● EXERCISE OBJECTIVE: Your task is to output the listing word for word, with pictures excluded.

══ GIVEN DATA ══

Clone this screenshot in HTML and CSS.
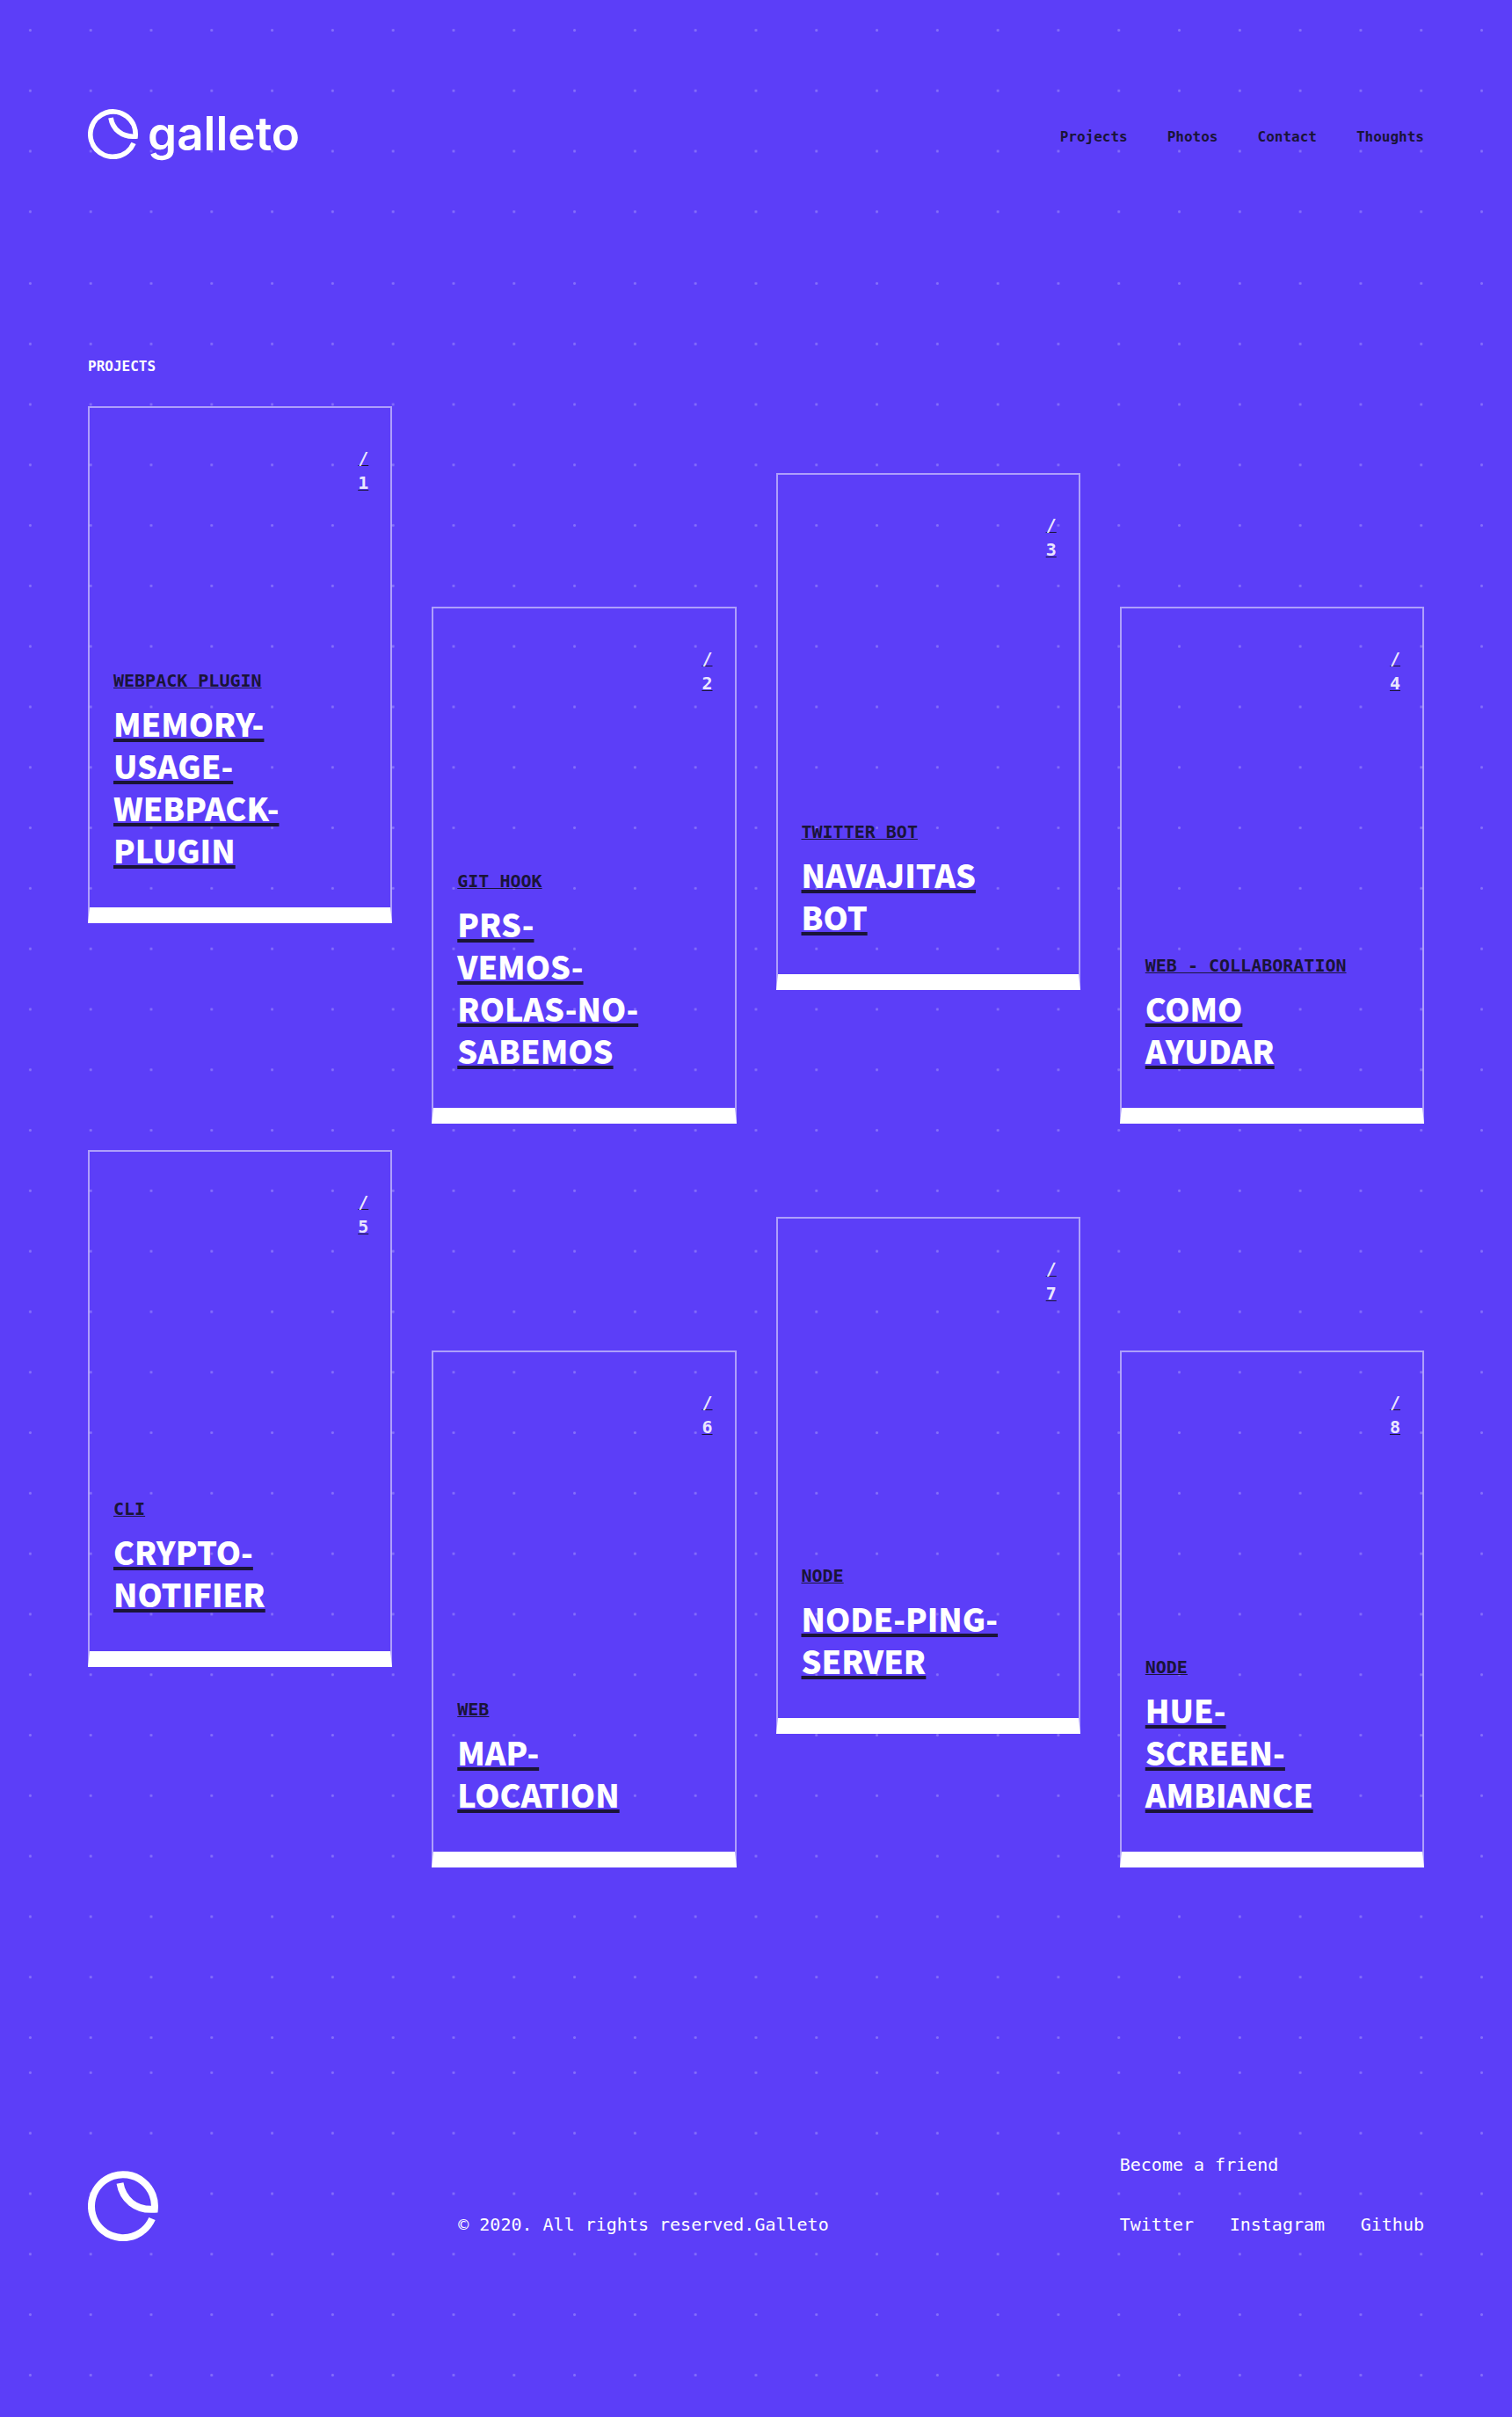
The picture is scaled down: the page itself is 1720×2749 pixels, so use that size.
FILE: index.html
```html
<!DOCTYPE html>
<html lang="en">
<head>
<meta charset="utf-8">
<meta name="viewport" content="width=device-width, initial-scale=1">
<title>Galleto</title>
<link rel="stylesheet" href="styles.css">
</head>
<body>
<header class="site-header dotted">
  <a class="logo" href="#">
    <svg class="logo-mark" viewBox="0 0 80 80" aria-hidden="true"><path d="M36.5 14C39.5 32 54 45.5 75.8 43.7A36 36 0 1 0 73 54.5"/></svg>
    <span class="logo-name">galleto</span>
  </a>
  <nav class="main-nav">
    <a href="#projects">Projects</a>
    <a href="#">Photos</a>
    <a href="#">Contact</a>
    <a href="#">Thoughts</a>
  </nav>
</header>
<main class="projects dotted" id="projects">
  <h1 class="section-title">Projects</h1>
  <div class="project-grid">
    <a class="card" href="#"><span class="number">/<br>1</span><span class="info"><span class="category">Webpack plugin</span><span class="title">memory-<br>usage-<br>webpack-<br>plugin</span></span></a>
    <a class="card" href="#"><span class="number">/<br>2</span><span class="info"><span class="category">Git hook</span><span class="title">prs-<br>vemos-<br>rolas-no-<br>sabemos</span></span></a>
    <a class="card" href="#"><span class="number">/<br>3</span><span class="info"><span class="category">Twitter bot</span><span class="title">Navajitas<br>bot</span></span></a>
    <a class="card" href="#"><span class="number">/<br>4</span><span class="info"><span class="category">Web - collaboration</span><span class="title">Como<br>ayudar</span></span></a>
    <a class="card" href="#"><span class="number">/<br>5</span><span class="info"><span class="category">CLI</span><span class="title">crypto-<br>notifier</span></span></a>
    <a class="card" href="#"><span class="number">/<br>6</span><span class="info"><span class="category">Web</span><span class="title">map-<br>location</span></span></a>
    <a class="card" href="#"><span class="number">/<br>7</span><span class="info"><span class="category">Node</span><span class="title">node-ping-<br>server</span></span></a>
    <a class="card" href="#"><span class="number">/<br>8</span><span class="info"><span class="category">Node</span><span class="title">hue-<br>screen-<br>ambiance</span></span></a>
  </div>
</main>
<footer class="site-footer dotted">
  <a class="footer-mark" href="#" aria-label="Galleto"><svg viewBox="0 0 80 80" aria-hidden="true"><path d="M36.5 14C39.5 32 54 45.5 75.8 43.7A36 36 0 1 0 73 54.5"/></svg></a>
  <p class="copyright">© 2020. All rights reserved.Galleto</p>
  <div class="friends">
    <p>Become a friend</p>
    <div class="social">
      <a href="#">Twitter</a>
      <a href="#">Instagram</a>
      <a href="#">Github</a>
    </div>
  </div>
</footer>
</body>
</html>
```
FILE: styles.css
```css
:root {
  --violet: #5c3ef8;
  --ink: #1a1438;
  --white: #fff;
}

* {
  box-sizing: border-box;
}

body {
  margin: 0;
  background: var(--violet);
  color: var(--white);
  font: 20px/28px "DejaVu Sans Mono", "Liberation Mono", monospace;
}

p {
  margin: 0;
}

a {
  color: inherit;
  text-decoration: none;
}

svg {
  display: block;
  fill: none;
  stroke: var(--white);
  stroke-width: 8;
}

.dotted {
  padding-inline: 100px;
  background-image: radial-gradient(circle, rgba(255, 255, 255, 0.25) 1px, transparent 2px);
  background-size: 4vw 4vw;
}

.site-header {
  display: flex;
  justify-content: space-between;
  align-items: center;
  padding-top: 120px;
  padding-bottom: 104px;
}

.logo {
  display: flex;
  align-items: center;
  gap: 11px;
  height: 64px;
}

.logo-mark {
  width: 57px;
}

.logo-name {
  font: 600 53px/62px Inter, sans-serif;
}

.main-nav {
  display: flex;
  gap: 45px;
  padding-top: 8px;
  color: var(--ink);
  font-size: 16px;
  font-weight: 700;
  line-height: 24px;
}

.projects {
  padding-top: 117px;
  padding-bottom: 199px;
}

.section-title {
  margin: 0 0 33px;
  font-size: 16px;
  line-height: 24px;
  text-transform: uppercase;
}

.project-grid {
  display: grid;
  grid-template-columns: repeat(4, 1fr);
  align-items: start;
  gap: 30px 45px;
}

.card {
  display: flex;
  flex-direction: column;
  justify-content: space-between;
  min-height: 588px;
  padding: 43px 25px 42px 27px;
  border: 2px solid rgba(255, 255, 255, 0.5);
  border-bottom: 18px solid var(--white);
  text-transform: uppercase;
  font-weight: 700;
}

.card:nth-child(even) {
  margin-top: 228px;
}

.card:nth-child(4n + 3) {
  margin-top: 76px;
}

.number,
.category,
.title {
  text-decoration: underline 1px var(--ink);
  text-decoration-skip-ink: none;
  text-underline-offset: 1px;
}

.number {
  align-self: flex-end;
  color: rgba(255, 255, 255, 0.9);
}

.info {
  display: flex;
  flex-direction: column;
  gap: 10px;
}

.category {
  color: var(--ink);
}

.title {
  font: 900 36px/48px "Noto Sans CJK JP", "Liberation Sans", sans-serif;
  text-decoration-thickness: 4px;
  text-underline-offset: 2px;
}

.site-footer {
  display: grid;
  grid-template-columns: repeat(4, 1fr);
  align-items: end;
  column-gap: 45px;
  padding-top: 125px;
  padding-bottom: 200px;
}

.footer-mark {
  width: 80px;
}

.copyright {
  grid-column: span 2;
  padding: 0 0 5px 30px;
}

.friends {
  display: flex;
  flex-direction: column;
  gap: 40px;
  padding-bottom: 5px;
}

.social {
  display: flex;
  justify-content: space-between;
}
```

═══

● SOLUTION FOR THIS TASK:
Clone this screenshot in HTML and CSS.
The picture is scaled down: the page itself is 1720×2749 pixels, so use that size.
FILE: index.html
```html
<!DOCTYPE html>
<html lang="en">
<head>
<meta charset="utf-8">
<meta name="viewport" content="width=device-width, initial-scale=1">
<title>Galleto</title>
<link rel="stylesheet" href="styles.css">
</head>
<body>
<header class="site-header dotted">
  <a class="logo" href="#">
    <svg class="logo-mark" viewBox="0 0 80 80" aria-hidden="true"><path d="M36.5 14C39.5 32 54 45.5 75.8 43.7A36 36 0 1 0 73 54.5"/></svg>
    <span class="logo-name">galleto</span>
  </a>
  <nav class="main-nav">
    <a href="#projects">Projects</a>
    <a href="#">Photos</a>
    <a href="#">Contact</a>
    <a href="#">Thoughts</a>
  </nav>
</header>
<main class="projects dotted" id="projects">
  <h1 class="section-title">Projects</h1>
  <div class="project-grid">
    <a class="card" href="#"><span class="number">/<br>1</span><span class="info"><span class="category">Webpack plugin</span><span class="title">memory-<br>usage-<br>webpack-<br>plugin</span></span></a>
    <a class="card" href="#"><span class="number">/<br>2</span><span class="info"><span class="category">Git hook</span><span class="title">prs-<br>vemos-<br>rolas-no-<br>sabemos</span></span></a>
    <a class="card" href="#"><span class="number">/<br>3</span><span class="info"><span class="category">Twitter bot</span><span class="title">Navajitas<br>bot</span></span></a>
    <a class="card" href="#"><span class="number">/<br>4</span><span class="info"><span class="category">Web - collaboration</span><span class="title">Como<br>ayudar</span></span></a>
    <a class="card" href="#"><span class="number">/<br>5</span><span class="info"><span class="category">CLI</span><span class="title">crypto-<br>notifier</span></span></a>
    <a class="card" href="#"><span class="number">/<br>6</span><span class="info"><span class="category">Web</span><span class="title">map-<br>location</span></span></a>
    <a class="card" href="#"><span class="number">/<br>7</span><span class="info"><span class="category">Node</span><span class="title">node-ping-<br>server</span></span></a>
    <a class="card" href="#"><span class="number">/<br>8</span><span class="info"><span class="category">Node</span><span class="title">hue-<br>screen-<br>ambiance</span></span></a>
  </div>
</main>
<footer class="site-footer dotted">
  <a class="footer-mark" href="#" aria-label="Galleto"><svg viewBox="0 0 80 80" aria-hidden="true"><path d="M36.5 14C39.5 32 54 45.5 75.8 43.7A36 36 0 1 0 73 54.5"/></svg></a>
  <p class="copyright">© 2020. All rights reserved.Galleto</p>
  <div class="friends">
    <p>Become a friend</p>
    <div class="social">
      <a href="#">Twitter</a>
      <a href="#">Instagram</a>
      <a href="#">Github</a>
    </div>
  </div>
</footer>
</body>
</html>
```
FILE: styles.css
```css
:root {
  --violet: #5c3ef8;
  --ink: #1a1438;
  --white: #fff;
}

* {
  box-sizing: border-box;
}

body {
  margin: 0;
  background: var(--violet);
  color: var(--white);
  font: 20px/28px "DejaVu Sans Mono", "Liberation Mono", monospace;
}

p {
  margin: 0;
}

a {
  color: inherit;
  text-decoration: none;
}

svg {
  display: block;
  fill: none;
  stroke: var(--white);
  stroke-width: 8;
}

.dotted {
  padding-inline: 100px;
  background-image: radial-gradient(circle, rgba(255, 255, 255, 0.25) 1px, transparent 2px);
  background-size: 4vw 4vw;
}

.site-header {
  display: flex;
  justify-content: space-between;
  align-items: center;
  padding-top: 120px;
  padding-bottom: 104px;
}

.logo {
  display: flex;
  align-items: center;
  gap: 11px;
  height: 64px;
}

.logo-mark {
  width: 57px;
}

.logo-name {
  font: 600 53px/62px Inter, sans-serif;
}

.main-nav {
  display: flex;
  gap: 45px;
  padding-top: 8px;
  color: var(--ink);
  font-size: 16px;
  font-weight: 700;
  line-height: 24px;
}

.projects {
  padding-top: 117px;
  padding-bottom: 199px;
}

.section-title {
  margin: 0 0 33px;
  font-size: 16px;
  line-height: 24px;
  text-transform: uppercase;
}

.project-grid {
  display: grid;
  grid-template-columns: repeat(4, 1fr);
  align-items: start;
  gap: 30px 45px;
}

.card {
  display: flex;
  flex-direction: column;
  justify-content: space-between;
  min-height: 588px;
  padding: 43px 25px 42px 27px;
  border: 2px solid rgba(255, 255, 255, 0.5);
  border-bottom: 18px solid var(--white);
  text-transform: uppercase;
  font-weight: 700;
}

.card:nth-child(even) {
  margin-top: 228px;
}

.card:nth-child(4n + 3) {
  margin-top: 76px;
}

.number,
.category,
.title {
  text-decoration: underline 1px var(--ink);
  text-decoration-skip-ink: none;
  text-underline-offset: 1px;
}

.number {
  align-self: flex-end;
  color: rgba(255, 255, 255, 0.9);
}

.info {
  display: flex;
  flex-direction: column;
  gap: 10px;
}

.category {
  color: var(--ink);
}

.title {
  font: 900 36px/48px "Noto Sans CJK JP", "Liberation Sans", sans-serif;
  text-decoration-thickness: 4px;
  text-underline-offset: 2px;
}

.site-footer {
  display: grid;
  grid-template-columns: repeat(4, 1fr);
  align-items: end;
  column-gap: 45px;
  padding-top: 125px;
  padding-bottom: 200px;
}

.footer-mark {
  width: 80px;
}

.copyright {
  grid-column: span 2;
  padding: 0 0 5px 30px;
}

.friends {
  display: flex;
  flex-direction: column;
  gap: 40px;
  padding-bottom: 5px;
}

.social {
  display: flex;
  justify-content: space-between;
}
```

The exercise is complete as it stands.